BEGIN

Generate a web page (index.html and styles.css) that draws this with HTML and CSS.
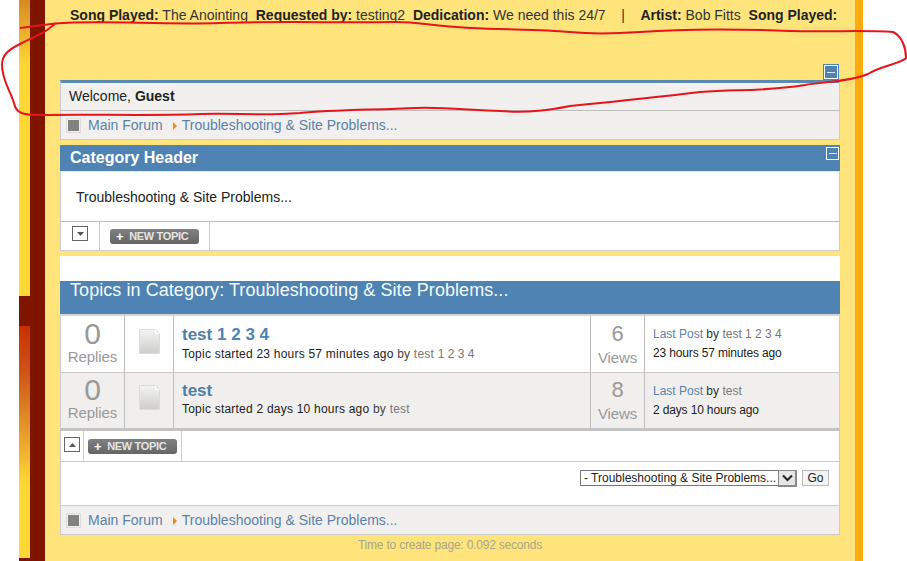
FILE: index.html
```html
<!DOCTYPE html>
<html lang="en">
<head>
<meta charset="utf-8">
<title>Troubleshooting &amp; Site Problems</title>
<link rel="stylesheet" href="styles.css">
</head>
<body>
<div class="page">
  <div class="strip"><div class="s1"></div><div class="s2"></div><div class="s3"></div><div class="s4"></div></div>
  <div class="dark"></div>
  <main class="main">
    <div class="ticker"><b>Song Played:</b> The Anointing&nbsp; <b>Requested by:</b> testing2&nbsp; <b>Dedication:</b> We need this 24/7 &nbsp; &nbsp;|&nbsp; &nbsp; <b>Artist:</b> Bob Fitts&nbsp; <b>Song Played:</b></div>
    <div class="collapse-row"><span class="toggle outer"><i></i></span></div>
    <div class="welcome">Welcome, <b>Guest</b></div>
    <div class="crumbs">
      <span class="home"></span><a class="main-link">Main Forum</a><span class="tri"></span><a>Troubleshooting &amp; Site Problems...</a>
    </div>
    <div class="cat-head"><span>Category Header</span><span class="toggle"><i></i></span></div>
    <div class="cat-body">Troubleshooting &amp; Site Problems...</div>
    <div class="bar bar-top">
      <div class="bar-arrow wide"><span class="arrowbox"><svg width="7" height="4" viewBox="0 0 7 4"><path d="M0 0h7L3.500 4z" fill="#555"/></svg></span></div>
      <div class="bar-btn wide"><span class="newtopic"><b>+</b>NEW TOPIC</span></div>
    </div>
    <div class="gap"></div>
    <div class="topics-head">Topics in Category: Troubleshooting &amp; Site Problems...</div>
    <div class="row">
      <div class="count replies"><strong>0</strong><span>Replies</span></div>
      <div class="icon"><svg width="21" height="25" viewBox="0 0 21 25"><defs><linearGradient id="doc" x1="0" y1="0" x2="0" y2="1"><stop offset="0" stop-color="#f3f3f1"/><stop offset="1" stop-color="#cfcecb"/></linearGradient></defs><path d="M.5.5h16l4 4v20H.5z" fill="url(#doc)" stroke="#dddcd9"/><path d="M16.500.5v4h4" fill="none" stroke="#fff"/></svg></div>
      <div class="topic">
        <div class="title"><a>test</a> <a class="pg">1</a> <a class="pg">2</a> <a class="pg">3</a> <a class="pg">4</a></div>
        <div class="meta">Topic started 23 hours 57 minutes ago <span>by</span> <em>test</em> <em class="pages">1 2 3 4</em></div>
      </div>
      <div class="count views"><strong>6</strong><span>Views</span></div>
      <div class="last"><div><a>Last Post</a> by <em>test</em> <em>1 2 3 4</em></div><div class="when">23 hours 57 minutes ago</div></div>
    </div>
    <div class="row alt">
      <div class="count replies"><strong>0</strong><span>Replies</span></div>
      <div class="icon"><svg width="21" height="25" viewBox="0 0 21 25"><path d="M.5.5h16l4 4v20H.5z" fill="url(#doc)" stroke="#dddcd9"/><path d="M16.500.5v4h4" fill="none" stroke="#fff"/></svg></div>
      <div class="topic">
        <div class="title"><a>test</a></div>
        <div class="meta">Topic started 2 days 10 hours ago <span>by</span> <em>test</em></div>
      </div>
      <div class="count views"><strong>8</strong><span>Views</span></div>
      <div class="last"><div><a>Last Post</a> by <em>test</em></div><div class="when">2 days 10 hours ago</div></div>
    </div>
    <div class="bar bar-bottom">
      <div class="bar-arrow"><span class="arrowbox"><svg width="7" height="4" viewBox="0 0 7 4"><path d="M0 4h7L3.500 0z" fill="#555"/></svg></span></div>
      <div class="bar-btn"><span class="newtopic"><b>+</b>NEW TOPIC</span></div>
    </div>
    <div class="jump">
      <span class="select-wrap">
        <select class="jump-select"><option>- Troubleshooting &amp; Site Problems...</option></select>
        <span class="select-arrow"><svg width="11" height="8" viewBox="0 0 11 8"><path d="M1 1.500l4.500 4.500L10 1.500" fill="none" stroke="#222" stroke-width="2"/></svg></span>
      </span>
      <button class="go" type="button">Go</button>
    </div>
    <div class="crumbs last-crumbs">
      <span class="home"></span><a class="main-link">Main Forum</a><span class="tri"></span><a>Troubleshooting &amp; Site Problems...</a>
    </div>
    <div class="timer">Time to create page: 0.092 seconds</div>
  </main>
  <div class="orange"></div>
</div>
<svg class="scribble" width="907" height="561" viewBox="0 0 907 561" aria-hidden="true">
  <path d="M20 28 L55 23.500 C100 20 160 25 220 23 C280 21 340 23 395 22 C420 22 430 26 470 28 C510 30 540 29 570 32 C590 34 610 34 640 32 C680 29 740 29 790 31 C830 32 870 30 893 32 C902 36 906 48 906 58 C900 64 880 66 868 74 C850 82 820 82 805 85 C760 92 740 89 700 92 C650 98 610 102 570 106 C550 110 530 113 500 111 C470 110 440 107 417 108 C370 110 330 110 300 113 C260 116 240 113 200 114 C150 116 90 114 40 115 C22 115 16 113 14 103 C10 90 2 80 2 65 C2 55 8 50 20 44 C35 36 42 34 47 30 L55 24" fill="none" stroke="#e8141c" stroke-width="2" stroke-linejoin="round"/>
</svg>
</body>
</html>
```
FILE: styles.css
```css
* { box-sizing: border-box; }
html, body { margin: 0; padding: 0; background: #fff; }
body {
  height: 561px;
  overflow: hidden;
  position: relative;
  font-family: "Liberation Sans", Arial, sans-serif;
  color: #222;
}
a { color: #5b82aa; }
em { font-style: normal; color: #777; }

.page { display: flex; height: 561px; margin-left: 19px; width: 844px; }
.strip { width: 11px; display: flex; flex-direction: column; flex: none; }
.s1 { height: 296px; background: linear-gradient(#d88a22 0, #fdd835 66px, #fdd835 100%); }
.s2 { height: 30px; background: #7f1500; }
.s3 { height: 232px; background: linear-gradient(#c83000 0, #d0581a 50px, #e8a02a 110px, #fdd835 158px, #fdd835 100%); }
.s4 { height: 3px; background: #7f1500; }
.dark { width: 15px; flex: none; background: #7f1500; }
.orange { width: 8px; flex: none; background: #fdab0d; }
.main { flex: 1; background: #ffe47c; padding: 0 15px; display: flex; flex-direction: column; }

.ticker { height: 64px; padding: 7px 0 0 10px; font-size: 14px; line-height: 17px; white-space: nowrap; color: #333; }
.ticker b { color: #222; }

.collapse-row { height: 16px; display: flex; justify-content: flex-end; padding-right: 1px; }
.toggle { width: 13px; height: 13px; border: 1px solid #fff; display: flex; align-items: center; justify-content: center; background: #4f83b3; }
.toggle i { display: block; width: 8px; height: 1px; background: #dfe9f2; }
.toggle.outer { width: 16px; height: 16px; border: 1px solid #4f83b3; outline: 1px solid #fff; outline-offset: -2px; }

.welcome { height: 31px; border-top: 3px solid #5b8aae; border-left: 1px solid #ccc; border-right: 1px solid #ccc; border-bottom: 1px solid #bdbdbd; background: #f1f0ee; padding: 0 8px; font-size: 14px; line-height: 26px; }

.crumbs { height: 29px; flex: none; display: flex; align-items: center; background: #f1f0ee; border: 1px solid #ccc; border-top: 0; font-size: 14px; padding: 0 0 0 5px; }
.home { width: 15px; height: 15px; padding: 1px; background: #828282 content-box; border: 1px solid #dcdcda; flex: none; margin-right: 7px; }
.main-link { margin-right: 10px; }
.crumbs a { color: #5b82aa; }
.tri { width: 0; height: 0; border-left: 4px solid #ee8a1c; border-top: 4px solid transparent; border-bottom: 4px solid transparent; margin-right: 5px; margin-top: 2px; }

.cat-head { margin-top: 5px; height: 26px; flex: none; background: #4f83b3; color: #fff; display: flex; justify-content: space-between; align-items: center; padding: 0 0 0 10px; font-size: 16px; font-weight: bold; }
.cat-head .toggle { align-self: flex-start; margin: 2px 1px 0 0; }
.cat-body { height: 51px; flex: none; background: #fff; border: 1px solid #ccc; border-top: 1px solid #e3e8ec; border-bottom: 1px solid #bdbdbd; padding-left: 15px; font-size: 14px; line-height: 50px; color: #222; }

.bar { display: flex; flex: none; background: #fff; border: 1px solid #ccc; border-top: 0; }
.bar-top { height: 29px; }
.bar-arrow { width: 23px; border-right: 1px solid #ccc; padding: 6px 0 0 3px; display: flex; align-items: flex-start; }
.bar-arrow.wide { width: 39px; padding: 4px 0 0 11px; }
.arrowbox { width: 16px; height: 15px; border: 1px solid #666; background: #fff; display: flex; align-items: center; justify-content: center; }
.bar-btn { width: 98px; border-right: 1px solid #ccc; padding: 0 0 0 4px; display: flex; align-items: center; }
.bar-btn.wide { width: 110px; padding-left: 10px; }
.newtopic { width: 89px; height: 15px; border-radius: 3px; background: linear-gradient(#808080, #656565); color: #e4e4e4; font-size: 11px; font-weight: bold; line-height: 15px; white-space: nowrap; display: flex; align-items: center; padding-left: 6px; letter-spacing: -.35px; }
.newtopic b { font-size: 13px; margin-right: 6px; color: #fff; }

.gap { height: 5px; flex: none; }
.topics-head { height: 60px; flex: none; padding: 26px 0 0 10px; font-size: 18px; line-height: 17px; letter-spacing: .06px; color: #f4fbff; background: linear-gradient(#fff 0, #fff 25px, #4f83b3 25px); border-bottom: 2px solid #d5d5d5; background-clip: padding-box; }

.row { height: 57px; flex: none; display: flex; background: #fff; border-left: 1px solid #ccc; border-right: 1px solid #ccc; border-bottom: 1px solid #ccc; }
.row.alt { background: #f0efed; height: 58px; border-bottom: 3px solid #c4c4c4; }
.count { display: flex; flex-direction: column; align-items: center; color: #999; flex: none; border-right: 1px solid #bdbdbd; }
.count strong { font-weight: normal; font-size: 30px; line-height: 30px; margin-top: 3px; color: #999; }
.count span { font-size: 15px; line-height: 18px; margin-top: -1px; letter-spacing: -.1px; }
.alt .count strong { margin-top: 2px; }
.replies { width: 64px; }
.views { width: 55px; border-left: 1px solid #bdbdbd; }
.views strong { font-size: 22px; line-height: 22px; margin-top: 7px; }
.alt .views strong { margin-top: 6px; }
.views span { margin-top: 4px; }
.icon { width: 49px; flex: none; border-right: 1px solid #bdbdbd; display: flex; justify-content: center; padding-top: 13px; }
.alt .icon { padding-top: 12px; }
.topic { flex: 1; padding: 9px 0 0 8px; min-width: 0; }
.alt .topic { padding-top: 8px; }
.title { font-size: 17px; font-weight: bold; line-height: 20px; color: #4f83b3; }
.title a { color: #4f7fa8; }
.title .pg { color: #4f83b3; }
.meta { font-size: 12px; line-height: 16px; margin-top: 1px; color: #222; white-space: nowrap; letter-spacing: .22px; }
.alt .meta { margin-top: 0; }
.meta span { color: #444; }
.meta .pages { letter-spacing: 0; }
.last { width: 194px; flex: none; padding: 9px 0 0 8px; font-size: 12px; line-height: 19px; color: #333; }
.last a { color: #5b82aa; }
.when { letter-spacing: -.15px; color: #222; }

.bar-bottom { height: 31px; }
.jump { height: 43px; flex: none; background: #fff; border-left: 1px solid #ccc; border-right: 1px solid #ccc; display: flex; justify-content: flex-end; align-items: flex-start; gap: 5px; padding: 8px 10px 0 0; }
.select-wrap { position: relative; display: block; width: 217px; height: 16px; }
.jump-select { display: block; appearance: none; width: 217px; height: 16px; font-family: "Liberation Sans", Arial, sans-serif; font-size: 12px; line-height: 14px; padding: 0 0 0 3px; border: 1px solid #777; background: #fff; color: #222; border-radius: 0; }
.select-arrow { position: absolute; right: 0; top: 0; width: 19px; height: 17px; background: #e6e6e6; border: 1px solid #8a8a8a; border-right-width: 2px; border-bottom-width: 2px; display: flex; align-items: center; justify-content: center; }
.go { width: 27px; height: 16px; padding: 0; font-family: "Liberation Sans", Arial, sans-serif; font-size: 12px; line-height: 14px; background: #f4f4f4; border: 1px solid #bbb; color: #222; border-radius: 0; }
.last-crumbs { border-top: 1px solid #ccc; height: 30px; }

.timer { text-align: center; font-size: 12px; line-height: 14px; letter-spacing: -.2px; color: #a8a68c; margin-top: 3px; }

.scribble { position: absolute; left: 0; top: 0; pointer-events: none; }
```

END

_WHAT THE TASK ASKS_
Every line above that contains the word "index" should be reported.

_ANSWER IN FULL_
Generate a web page (index.html and styles.css) that draws this with HTML and CSS.
FILE: index.html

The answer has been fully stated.